6. Get managers involved early. A manager touchpoint in the first 24 hours signals commitment and creates accountability. It does not need to be a long conversation. A quick call or a personalized email from the sales manager is enough.

These are not exotic strategies. They are the operational basics that separate the top 13% from the other 87% in our study.

This is exactly why we built Clearline. Our AI answers every inbound lead instantly, runs persistent multi-channel follow-up across calls, texts, and emails, and gives managers real-time visibility into every opportunity. If the gaps in this study look familiar, book a demo to see how it works.

Frequently asked questions

What is the average dealership lead response time?

Based on our 2026 mystery shop study of 53 Canadian dealerships, the average first response time was 9.01 hours and the median was 11.5 hours. Only 13.2% of dealerships responded within the commonly cited five-minute benchmark.

How many follow-ups should a dealership make on a lead?

Industry research shows 80% of sales require five or more follow-up contacts. In our study, the average dealership made just 2.0 follow-up attempts over five days, and 56.6% made one attempt or fewer. Top performers in the study made 8 or more follow-ups using a structured, multi-channel cadence.

What percentage of dealerships never respond to leads?

In our study, 28.3% of dealerships never responded to the inbound lead within the five-day tracking window. This means nearly one in three dealerships completely ignored a real purchase inquiry.

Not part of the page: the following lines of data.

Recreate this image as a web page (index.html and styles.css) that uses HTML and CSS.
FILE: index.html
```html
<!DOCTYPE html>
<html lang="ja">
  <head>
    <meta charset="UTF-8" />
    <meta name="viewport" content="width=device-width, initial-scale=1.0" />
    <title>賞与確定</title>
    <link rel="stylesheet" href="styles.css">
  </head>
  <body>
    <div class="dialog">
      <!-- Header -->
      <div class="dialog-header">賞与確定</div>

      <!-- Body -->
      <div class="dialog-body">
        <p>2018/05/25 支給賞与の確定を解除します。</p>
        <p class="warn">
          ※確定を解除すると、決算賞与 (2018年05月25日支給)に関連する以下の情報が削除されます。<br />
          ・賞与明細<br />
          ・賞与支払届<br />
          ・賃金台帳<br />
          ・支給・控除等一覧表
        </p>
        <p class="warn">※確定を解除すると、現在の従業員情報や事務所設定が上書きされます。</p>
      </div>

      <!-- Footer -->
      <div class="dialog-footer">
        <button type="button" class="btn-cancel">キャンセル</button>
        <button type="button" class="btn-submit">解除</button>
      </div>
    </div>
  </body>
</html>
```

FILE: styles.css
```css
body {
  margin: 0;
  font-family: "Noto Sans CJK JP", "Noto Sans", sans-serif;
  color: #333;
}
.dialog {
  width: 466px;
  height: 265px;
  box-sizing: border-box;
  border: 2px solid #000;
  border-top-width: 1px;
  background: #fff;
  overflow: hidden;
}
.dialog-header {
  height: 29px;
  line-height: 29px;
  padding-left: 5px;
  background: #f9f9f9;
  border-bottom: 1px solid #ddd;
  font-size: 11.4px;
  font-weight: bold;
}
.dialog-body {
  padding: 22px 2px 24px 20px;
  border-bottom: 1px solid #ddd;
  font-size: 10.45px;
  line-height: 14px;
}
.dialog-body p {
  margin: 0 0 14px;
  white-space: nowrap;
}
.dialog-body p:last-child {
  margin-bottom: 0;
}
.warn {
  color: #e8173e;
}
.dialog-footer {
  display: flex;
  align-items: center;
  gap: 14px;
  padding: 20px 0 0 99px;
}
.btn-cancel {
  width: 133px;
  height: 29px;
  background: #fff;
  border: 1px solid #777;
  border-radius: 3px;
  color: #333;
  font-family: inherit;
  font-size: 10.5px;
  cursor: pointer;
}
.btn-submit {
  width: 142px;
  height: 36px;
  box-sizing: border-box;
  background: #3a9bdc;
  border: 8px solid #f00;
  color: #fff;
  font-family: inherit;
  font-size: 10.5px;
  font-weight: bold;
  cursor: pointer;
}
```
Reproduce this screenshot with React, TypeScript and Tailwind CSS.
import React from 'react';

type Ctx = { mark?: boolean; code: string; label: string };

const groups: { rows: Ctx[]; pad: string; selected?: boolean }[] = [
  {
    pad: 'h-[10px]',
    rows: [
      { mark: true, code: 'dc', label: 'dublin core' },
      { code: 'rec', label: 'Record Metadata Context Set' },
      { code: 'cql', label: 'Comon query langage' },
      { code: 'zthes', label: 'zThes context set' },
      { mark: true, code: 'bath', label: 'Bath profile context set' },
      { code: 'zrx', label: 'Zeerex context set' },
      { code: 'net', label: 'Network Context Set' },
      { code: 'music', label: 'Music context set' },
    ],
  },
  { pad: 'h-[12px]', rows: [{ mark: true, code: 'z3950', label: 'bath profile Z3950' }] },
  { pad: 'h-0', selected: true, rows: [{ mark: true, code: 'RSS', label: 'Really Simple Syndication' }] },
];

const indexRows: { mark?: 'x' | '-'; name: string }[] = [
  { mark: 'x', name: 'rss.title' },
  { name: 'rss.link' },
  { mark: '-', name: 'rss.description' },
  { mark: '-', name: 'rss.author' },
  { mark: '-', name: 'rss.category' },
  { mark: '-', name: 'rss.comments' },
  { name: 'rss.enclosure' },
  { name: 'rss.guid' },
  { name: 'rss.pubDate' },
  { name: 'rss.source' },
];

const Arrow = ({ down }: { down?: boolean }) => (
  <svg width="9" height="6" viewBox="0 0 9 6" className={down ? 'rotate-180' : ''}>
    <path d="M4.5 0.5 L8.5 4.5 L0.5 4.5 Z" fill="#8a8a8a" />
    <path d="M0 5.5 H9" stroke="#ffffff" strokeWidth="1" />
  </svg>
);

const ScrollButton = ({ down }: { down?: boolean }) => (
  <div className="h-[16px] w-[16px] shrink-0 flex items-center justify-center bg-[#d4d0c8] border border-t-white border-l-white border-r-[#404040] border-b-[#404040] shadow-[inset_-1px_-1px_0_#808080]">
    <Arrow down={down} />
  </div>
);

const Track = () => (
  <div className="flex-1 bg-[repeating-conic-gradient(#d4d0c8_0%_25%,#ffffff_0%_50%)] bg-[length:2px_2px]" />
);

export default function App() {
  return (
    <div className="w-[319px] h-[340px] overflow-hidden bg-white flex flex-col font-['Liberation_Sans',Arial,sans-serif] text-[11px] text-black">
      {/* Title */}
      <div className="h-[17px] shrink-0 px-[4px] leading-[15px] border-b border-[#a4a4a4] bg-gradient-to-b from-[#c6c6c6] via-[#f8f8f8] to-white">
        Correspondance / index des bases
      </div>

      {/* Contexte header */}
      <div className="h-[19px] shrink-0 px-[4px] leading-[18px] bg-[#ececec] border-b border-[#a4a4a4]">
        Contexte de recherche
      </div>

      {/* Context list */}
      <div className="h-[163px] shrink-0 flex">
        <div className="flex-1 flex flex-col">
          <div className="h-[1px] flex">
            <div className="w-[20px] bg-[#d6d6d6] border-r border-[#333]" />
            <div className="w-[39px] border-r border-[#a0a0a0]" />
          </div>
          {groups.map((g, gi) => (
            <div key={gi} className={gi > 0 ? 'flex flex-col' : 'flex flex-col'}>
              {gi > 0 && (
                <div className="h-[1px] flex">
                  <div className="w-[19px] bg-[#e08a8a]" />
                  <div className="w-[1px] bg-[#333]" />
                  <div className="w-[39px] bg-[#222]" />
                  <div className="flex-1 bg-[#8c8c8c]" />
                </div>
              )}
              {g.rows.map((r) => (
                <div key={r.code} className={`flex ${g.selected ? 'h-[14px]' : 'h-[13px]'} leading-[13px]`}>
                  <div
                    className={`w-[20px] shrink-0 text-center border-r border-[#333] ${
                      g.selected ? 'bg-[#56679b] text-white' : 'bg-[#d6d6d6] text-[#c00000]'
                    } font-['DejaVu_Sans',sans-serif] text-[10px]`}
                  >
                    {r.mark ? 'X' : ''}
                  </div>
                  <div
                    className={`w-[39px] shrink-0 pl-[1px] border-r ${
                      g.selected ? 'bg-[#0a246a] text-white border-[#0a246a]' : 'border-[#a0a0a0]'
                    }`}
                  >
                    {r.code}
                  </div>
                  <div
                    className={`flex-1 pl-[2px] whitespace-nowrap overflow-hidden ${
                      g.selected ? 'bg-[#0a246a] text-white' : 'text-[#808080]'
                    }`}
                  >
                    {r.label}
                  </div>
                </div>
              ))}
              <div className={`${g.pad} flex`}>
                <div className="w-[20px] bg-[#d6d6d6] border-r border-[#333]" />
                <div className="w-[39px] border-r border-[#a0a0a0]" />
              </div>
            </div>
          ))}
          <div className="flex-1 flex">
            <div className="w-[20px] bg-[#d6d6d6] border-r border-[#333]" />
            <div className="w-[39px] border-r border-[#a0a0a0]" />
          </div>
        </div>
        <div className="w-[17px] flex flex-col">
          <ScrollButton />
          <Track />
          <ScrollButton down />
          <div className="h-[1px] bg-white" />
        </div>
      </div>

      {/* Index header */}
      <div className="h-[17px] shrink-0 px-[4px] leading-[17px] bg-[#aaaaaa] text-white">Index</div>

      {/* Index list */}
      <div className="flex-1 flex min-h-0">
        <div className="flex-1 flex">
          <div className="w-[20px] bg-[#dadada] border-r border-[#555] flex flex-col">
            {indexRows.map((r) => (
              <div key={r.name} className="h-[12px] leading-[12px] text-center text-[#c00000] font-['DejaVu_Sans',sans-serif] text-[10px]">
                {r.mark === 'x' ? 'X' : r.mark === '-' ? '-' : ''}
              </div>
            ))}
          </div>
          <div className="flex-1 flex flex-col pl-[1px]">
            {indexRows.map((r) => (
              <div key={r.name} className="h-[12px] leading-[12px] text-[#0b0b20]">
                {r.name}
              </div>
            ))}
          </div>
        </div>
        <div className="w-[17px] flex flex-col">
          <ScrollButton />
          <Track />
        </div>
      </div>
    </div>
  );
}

Do phone leads get worse follow-up than web leads?

Significantly. Web form leads in our study received an 85.7% response rate, while phone leads (voicemails) received only a 55.2% response rate. The gap exists because web forms trigger automated CRM workflows, while voicemails require manual follow-through.

Does lead response time actually affect car sales?

Yes. External research shows that responding within five minutes yields 8x higher conversion rates, and 78% of buyers purchase from the first business to respond. In our study, every top-performing dealership responded in under five minutes.